**Directions:**
In the listing below, identify each line with the word "React" and return those lines.

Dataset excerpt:
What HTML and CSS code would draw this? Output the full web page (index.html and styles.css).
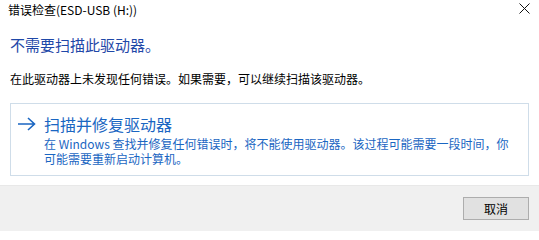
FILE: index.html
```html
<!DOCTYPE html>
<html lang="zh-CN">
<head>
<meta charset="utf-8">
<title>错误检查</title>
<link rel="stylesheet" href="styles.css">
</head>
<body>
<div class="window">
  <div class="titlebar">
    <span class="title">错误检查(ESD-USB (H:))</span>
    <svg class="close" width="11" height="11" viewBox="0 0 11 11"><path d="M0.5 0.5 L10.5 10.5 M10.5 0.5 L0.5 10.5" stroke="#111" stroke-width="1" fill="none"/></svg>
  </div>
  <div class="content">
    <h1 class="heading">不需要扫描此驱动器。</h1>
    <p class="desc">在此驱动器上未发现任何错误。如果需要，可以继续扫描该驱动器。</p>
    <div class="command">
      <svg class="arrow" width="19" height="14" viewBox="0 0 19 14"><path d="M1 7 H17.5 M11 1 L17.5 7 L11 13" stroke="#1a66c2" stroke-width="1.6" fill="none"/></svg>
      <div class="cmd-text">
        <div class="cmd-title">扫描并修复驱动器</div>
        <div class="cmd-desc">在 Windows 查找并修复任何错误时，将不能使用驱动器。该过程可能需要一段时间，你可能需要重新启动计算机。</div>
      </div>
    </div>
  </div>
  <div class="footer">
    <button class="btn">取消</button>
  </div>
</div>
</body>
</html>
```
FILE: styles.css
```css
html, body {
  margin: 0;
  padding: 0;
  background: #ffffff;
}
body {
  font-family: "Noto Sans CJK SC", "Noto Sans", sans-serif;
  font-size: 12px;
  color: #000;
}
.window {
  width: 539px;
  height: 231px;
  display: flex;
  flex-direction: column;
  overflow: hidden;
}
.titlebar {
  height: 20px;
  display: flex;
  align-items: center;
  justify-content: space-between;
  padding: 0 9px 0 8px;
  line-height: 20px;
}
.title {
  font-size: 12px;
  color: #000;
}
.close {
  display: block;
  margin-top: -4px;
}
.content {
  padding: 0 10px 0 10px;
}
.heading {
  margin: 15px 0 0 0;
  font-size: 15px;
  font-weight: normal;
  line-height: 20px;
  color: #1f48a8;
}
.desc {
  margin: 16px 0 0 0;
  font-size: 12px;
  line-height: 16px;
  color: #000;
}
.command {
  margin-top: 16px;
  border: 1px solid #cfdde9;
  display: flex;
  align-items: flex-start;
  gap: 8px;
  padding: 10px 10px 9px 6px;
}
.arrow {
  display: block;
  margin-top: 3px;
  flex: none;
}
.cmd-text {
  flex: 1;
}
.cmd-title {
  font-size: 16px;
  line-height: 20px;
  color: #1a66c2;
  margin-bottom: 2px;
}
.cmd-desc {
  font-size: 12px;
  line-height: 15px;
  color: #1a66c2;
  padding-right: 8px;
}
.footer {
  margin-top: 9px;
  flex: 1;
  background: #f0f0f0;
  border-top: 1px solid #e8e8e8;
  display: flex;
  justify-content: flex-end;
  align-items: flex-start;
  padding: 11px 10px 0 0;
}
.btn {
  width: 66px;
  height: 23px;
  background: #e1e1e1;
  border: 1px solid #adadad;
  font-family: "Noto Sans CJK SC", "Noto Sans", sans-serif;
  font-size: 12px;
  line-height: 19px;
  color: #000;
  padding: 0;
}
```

==

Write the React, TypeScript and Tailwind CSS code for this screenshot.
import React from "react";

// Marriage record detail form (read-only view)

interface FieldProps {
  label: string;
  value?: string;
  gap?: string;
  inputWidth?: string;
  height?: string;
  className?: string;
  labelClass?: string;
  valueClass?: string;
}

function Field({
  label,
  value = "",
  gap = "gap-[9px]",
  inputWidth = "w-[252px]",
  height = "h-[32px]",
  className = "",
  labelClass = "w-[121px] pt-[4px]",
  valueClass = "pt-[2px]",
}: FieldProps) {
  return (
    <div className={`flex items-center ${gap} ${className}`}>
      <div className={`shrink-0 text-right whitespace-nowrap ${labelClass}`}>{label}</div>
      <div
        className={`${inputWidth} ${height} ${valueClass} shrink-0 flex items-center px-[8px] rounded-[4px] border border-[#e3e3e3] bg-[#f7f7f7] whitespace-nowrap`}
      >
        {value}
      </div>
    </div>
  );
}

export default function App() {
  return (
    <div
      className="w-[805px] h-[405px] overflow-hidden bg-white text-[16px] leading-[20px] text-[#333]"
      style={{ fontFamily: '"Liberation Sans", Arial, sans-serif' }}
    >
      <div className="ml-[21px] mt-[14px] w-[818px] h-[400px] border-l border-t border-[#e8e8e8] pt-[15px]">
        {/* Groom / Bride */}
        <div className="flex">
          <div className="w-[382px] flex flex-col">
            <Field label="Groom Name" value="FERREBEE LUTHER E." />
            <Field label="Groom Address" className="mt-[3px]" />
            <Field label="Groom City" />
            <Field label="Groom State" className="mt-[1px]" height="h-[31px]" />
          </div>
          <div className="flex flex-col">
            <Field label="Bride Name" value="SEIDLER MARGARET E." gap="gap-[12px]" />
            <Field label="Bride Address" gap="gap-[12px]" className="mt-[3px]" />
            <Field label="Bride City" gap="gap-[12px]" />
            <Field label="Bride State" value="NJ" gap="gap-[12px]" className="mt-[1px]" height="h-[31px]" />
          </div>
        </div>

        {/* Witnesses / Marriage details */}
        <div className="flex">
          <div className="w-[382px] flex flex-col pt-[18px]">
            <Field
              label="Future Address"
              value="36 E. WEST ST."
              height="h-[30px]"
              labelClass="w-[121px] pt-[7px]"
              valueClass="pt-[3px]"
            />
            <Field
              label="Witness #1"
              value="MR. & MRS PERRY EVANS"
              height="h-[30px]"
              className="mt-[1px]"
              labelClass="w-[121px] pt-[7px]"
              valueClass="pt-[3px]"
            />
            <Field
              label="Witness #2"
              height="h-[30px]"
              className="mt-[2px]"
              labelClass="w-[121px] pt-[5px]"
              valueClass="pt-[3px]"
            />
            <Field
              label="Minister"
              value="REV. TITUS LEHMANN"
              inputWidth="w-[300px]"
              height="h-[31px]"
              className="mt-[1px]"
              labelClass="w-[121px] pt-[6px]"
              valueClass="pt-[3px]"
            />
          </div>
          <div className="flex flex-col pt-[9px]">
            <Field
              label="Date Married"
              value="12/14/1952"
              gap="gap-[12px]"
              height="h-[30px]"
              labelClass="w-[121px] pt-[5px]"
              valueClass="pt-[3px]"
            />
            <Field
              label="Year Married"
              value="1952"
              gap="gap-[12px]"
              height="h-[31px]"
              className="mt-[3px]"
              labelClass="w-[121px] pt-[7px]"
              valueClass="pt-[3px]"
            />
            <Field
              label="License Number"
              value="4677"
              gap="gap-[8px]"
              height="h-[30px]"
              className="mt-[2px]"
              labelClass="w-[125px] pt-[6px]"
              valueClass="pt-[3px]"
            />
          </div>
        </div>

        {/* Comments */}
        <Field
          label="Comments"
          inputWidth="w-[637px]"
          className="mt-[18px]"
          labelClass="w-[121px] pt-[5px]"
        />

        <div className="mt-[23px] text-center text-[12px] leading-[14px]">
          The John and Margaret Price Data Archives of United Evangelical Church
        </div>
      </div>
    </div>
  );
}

**Solution for this task:**
Write the React, TypeScript and Tailwind CSS code for this screenshot.
import React from "react";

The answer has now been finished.